Today, the outward traffic alone consigned from stations between Napier Port and Dannevirke amounts to practically 400,000 tons, plus some 700,000 head of sheep and cattle.  In addition, the railway brings in several hundred thousand more tons of goods, and carries much through traffic to and from stations north of Napier and south or west of Woodville.

Passengers today no longer include many of the short-distance travellers who made up the numbers 60 and 70 years ago, but rather the inter-city travellers of the fast long-distance services. Today, stations between Napier and Dannevirke book about 100,000 journeys a year at an average fare of $1.40 each, representing an average journey of about 90 miles per passenger. Today Napier is the Railway’s administration centre in Hawke’s Bay. The Area Traffic Manager is in charge from Paki Paki in the south to Kotemaori in the north.  The Train Control Office controls all trains in the area between Woodville and Gisborne.  It also controls the supply of wagons and trains for that area. Also stationed at Napier are locomotives, railcars, engine crews, and guards. Wagons are repaired at the workshops.

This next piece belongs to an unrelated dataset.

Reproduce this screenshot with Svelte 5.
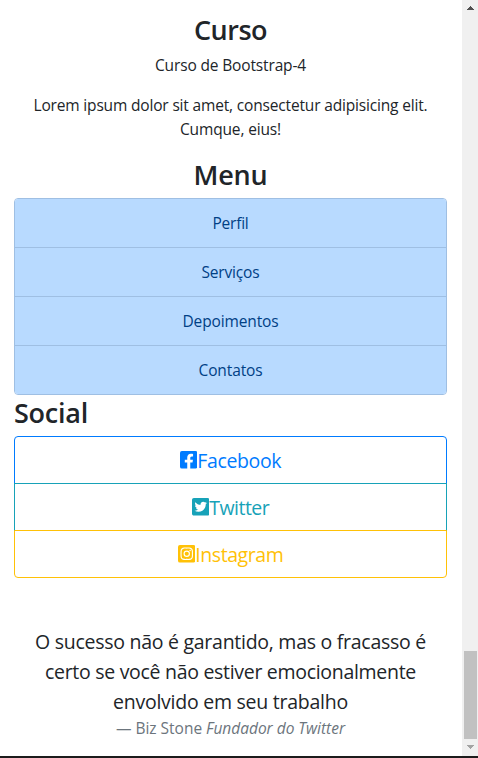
<script>
  const menu = [
    { label: 'Perfil', width: 36 },
    { label: 'Serviços', width: 58 },
    { label: 'Depoimentos', width: 96 },
    { label: 'Contatos', width: 64 },
  ];

  const social = [
    {
      name: 'Facebook',
      kind: 'primary',
      width: 84,
      path: 'M400 32H48A48 48 0 0 0 0 80v352a48 48 0 0 0 48 48h137.25V327.69h-63V256h63v-54.64c0-62.15 37-96.48 93.67-96.48 27.14 0 55.52 4.84 55.52 4.84v61h-31.27c-30.81 0-40.42 19.12-40.42 38.73V256h68.78l-11 71.69h-57.78V480H400a48 48 0 0 0 48-48V80a48 48 0 0 0-48-48z',
    },
    {
      name: 'Twitter',
      kind: 'info',
      width: 60,
      path: 'M400 32H48C21.5 32 0 53.5 0 80v352c0 26.5 21.5 48 48 48h352c26.5 0 48-21.5 48-48V80c0-26.5-21.5-48-48-48zm-48.9 158.8c.2 2.8.2 5.7.2 8.5 0 86.7-66 186.6-186.6 186.6-37.2 0-71.7-10.8-100.7-29.4 5.3.6 10.4.8 15.8.8 30.7 0 58.9-10.4 81.4-28-28.8-.6-53-19.5-61.3-45.5 10.1 1.5 19.2 1.5 29.6-1.2-30-6.1-52.5-32.5-52.5-64.4v-.8c8.7 4.9 18.9 7.9 29.6 8.3a65.447 65.447 0 0 1-29.2-54.6c0-12.2 3.2-23.4 8.9-33.1 32.3 39.8 80.8 65.8 135.2 68.6-9.3-44.5 24-80.6 64-80.6 18.9 0 35.9 7.9 47.9 20.7 14.8-2.8 29-8.3 41.6-15.8-4.9 15.2-15.2 28-28.8 36.1 13.2-1.4 26-5.1 37.8-10.2-8.9 13.1-20.1 24.7-32.9 34z',
    },
    {
      name: 'Instagram',
      kind: 'warning',
      width: 88,
      path: 'M224,202.66A53.34,53.34,0,1,0,277.36,256,53.38,53.38,0,0,0,224,202.66Zm124.71-41a54,54,0,0,0-30.41-30.41c-21-8.29-71-6.43-94.3-6.43s-73.25-1.93-94.31,6.43a54,54,0,0,0-30.41,30.41c-8.28,21-6.43,71.05-6.43,94.33S91,329.26,99.32,350.33a54,54,0,0,0,30.41,30.41c21,8.29,71,6.43,94.31,6.43s73.24,1.93,94.3-6.43a54,54,0,0,0,30.41-30.41c8.35-21,6.43-71.05,6.43-94.33S357.1,182.74,348.75,161.67ZM224,338a82,82,0,1,1,82-82A81.9,81.9,0,0,1,224,338Zm85.38-148.3a19.14,19.14,0,1,1,19.13-19.14A19.1,19.1,0,0,1,309.42,189.74ZM400,32H48A48,48,0,0,0,0,80V432a48,48,0,0,0,48,48H400a48,48,0,0,0,48-48V80A48,48,0,0,0,400,32ZM382.88,322c-1.29,25.63-7.14,48.34-25.85,67s-41.4,24.63-67,25.85c-26.41,1.49-105.59,1.49-132,0-25.63-1.29-48.26-7.15-67-25.85s-24.63-41.42-25.85-67c-1.49-26.42-1.49-105.61,0-132,1.29-25.63,7.07-48.34,25.85-67s41.47-24.56,67-25.78c26.41-1.49,105.59-1.49,132,0,25.63,1.29,48.33,7.15,67,25.85s24.63,41.42,25.85,67.05C384.37,216.44,384.37,295.56,382.88,322Z',
    },
  ];

  const quote = [
    { text: 'O sucesso não é garantido, mas o fracasso é', width: 391 },
    { text: 'certo se você não estiver emocionalmente', width: 371 },
    { text: 'envolvido em seu trabalho', width: 235 },
  ];

  // Tracks a line of text so that it measures the given width.
  function track(node, width) {
    const natural = node.getBoundingClientRect().width;
    node.style.letterSpacing = `${(width - natural) / node.textContent.length}px`;
  }
</script>

<div class="window">
  <div class="view">
    <main>
      <section class="center">
        <h3><span use:track={73}>Curso</span></h3>
        <p><span use:track={151}>Curso de Bootstrap-4</span></p>
        <p>
          <span use:track={394}>Lorem ipsum dolor sit amet, consectetur adipisicing elit.</span><br />
          <span use:track={101}>Cumque, eius!</span>
        </p>
      </section>

      <section class="center">
        <h3><span use:track={74}>Menu</span></h3>
        <nav class="list">
          {#each menu as item}
            <a href="#menu"><span use:track={item.width}>{item.label}</span></a>
          {/each}
        </nav>
      </section>

      <section>
        <h3><span use:track={74}>Social</span></h3>
        <div class="buttons">
          {#each social as item}
            <button class={item.kind}>
              <svg viewBox="0 32 448 448" aria-hidden="true"><path d={item.path} /></svg><span use:track={item.width}>{item.name}</span>
            </button>
          {/each}
        </div>
      </section>

      <blockquote>
        {#each quote as line}
          <div><span use:track={line.width}>{line.text}</span></div>
        {/each}
        <footer><span use:track={229}>— Biz Stone <cite>Fundador do Twitter</cite></span></footer>
      </blockquote>
    </main>

    <div class="scrollbar">
      <svg class="arrow" viewBox="0 0 7 4"><path d="M3 0h1v1h1v1h1v1h1v1H0V3h1V2h1V1h1z" fill="#505050" /></svg>
      <div class="thumb"></div>
      <svg class="arrow" viewBox="0 0 7 4"><path d="M0 0h7v1H6v1H5v1H4v1H3V3H2V2H1V1H0z" fill="#a3a3a3" /></svg>
    </div>
  </div>
  <div class="edge"></div>
</div>

<style>
  :global(body) {
    margin: 0;
    overflow: hidden;
    background: #fff;
  }

  .window {
    display: flex;
    flex-direction: column;
    height: 758px;
    font-family: 'Open Sans', 'Noto Sans', sans-serif;
    font-size: 15.5px;
    line-height: 24px;
    color: #212529;
  }

  .view {
    display: flex;
    flex: 1;
    min-height: 0;
  }

  main {
    flex: 1;
    padding: 12px 15px 0 14px;
  }

  span {
    white-space: nowrap;
  }

  .center {
    text-align: center;
  }

  h3 {
    height: 34px;
    margin: 0 0 7px;
    font-size: 27px;
    font-weight: 600;
    line-height: 36px;
  }

  p {
    margin: 0 0 16px;
  }

  .list {
    display: flex;
    flex-direction: column;
    border: 1px solid #9fbfe3;
    border-radius: 4px;
    overflow: hidden;
  }

  .list a {
    height: 48px;
    line-height: 48px;
    color: #004085;
    background: #b8daff;
    text-decoration: none;
  }

  .list a + a {
    border-top: 1px solid #9fbfe3;
  }

  .buttons {
    display: flex;
    flex-direction: column;
  }

  button {
    display: flex;
    align-items: center;
    justify-content: center;
    box-sizing: border-box;
    height: 48px;
    margin: 0;
    padding: 0;
    font: 19.5px/46px 'Open Sans', 'Noto Sans', sans-serif;
    color: inherit;
    background: transparent;
    border: 1px solid currentColor;
  }

  button span {
    padding-top: 2px;
  }

  button + button {
    margin-top: -1px;
  }

  button:first-child {
    border-radius: 4px 4px 0 0;
  }

  button:last-child {
    border-radius: 0 0 4px 4px;
  }

  button svg {
    width: 17.5px;
    height: 17.5px;
    fill: currentColor;
  }

  .primary {
    color: #007bff;
  }

  .info {
    color: #17a2b8;
  }

  .warning {
    color: #ffc107;
  }

  blockquote {
    margin: 49px 0 0;
    font-size: 19.5px;
    line-height: 30px;
    text-align: center;
  }

  footer {
    margin-top: -1px;
    font-size: 15.5px;
    line-height: 24px;
    color: #6c757d;
  }

  .scrollbar {
    display: flex;
    flex-direction: column;
    align-items: center;
    box-sizing: border-box;
    width: 16px;
    padding: 6px 0 7px;
    background: #f0f0f0;
  }

  .arrow {
    width: 7px;
    height: 4px;
  }

  .thumb {
    width: 13px;
    height: 88px;
    margin: auto 0 6px 1px;
    background: #c1c1c1;
  }

  .edge {
    height: 2px;
    background: #1c1c1c;
  }
</style>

Recently the Hawke’s Bay line was chosen as the venue for testing a sophisticated computerised wagon control system which is centred on Napier, and covers the line from Woodville through to Gisborne. The new system, which replaces the standard method of laboriously recording wagon movements and orders, allows railway staff to check on the position and status (loaded, unloaded etc) of any wagon on the Hawke’s Bay line.

The results are twofold – a better service for customers who can quickly be told of the progress of their consignments, and for the Railways a better utilisation of wagons.

The signs are that this pioneering computer installation will be extended over all busy sections of the Railways in the next few years and that its impact will rank in effectiveness along with more visible modernisation schemes, such as new locomotives and rolling stock, new signalling systems and new stations.

It is fitting that the Hawke’s Bay line should be chosen for this undoubtedly successful pilot scheme in its 100th year.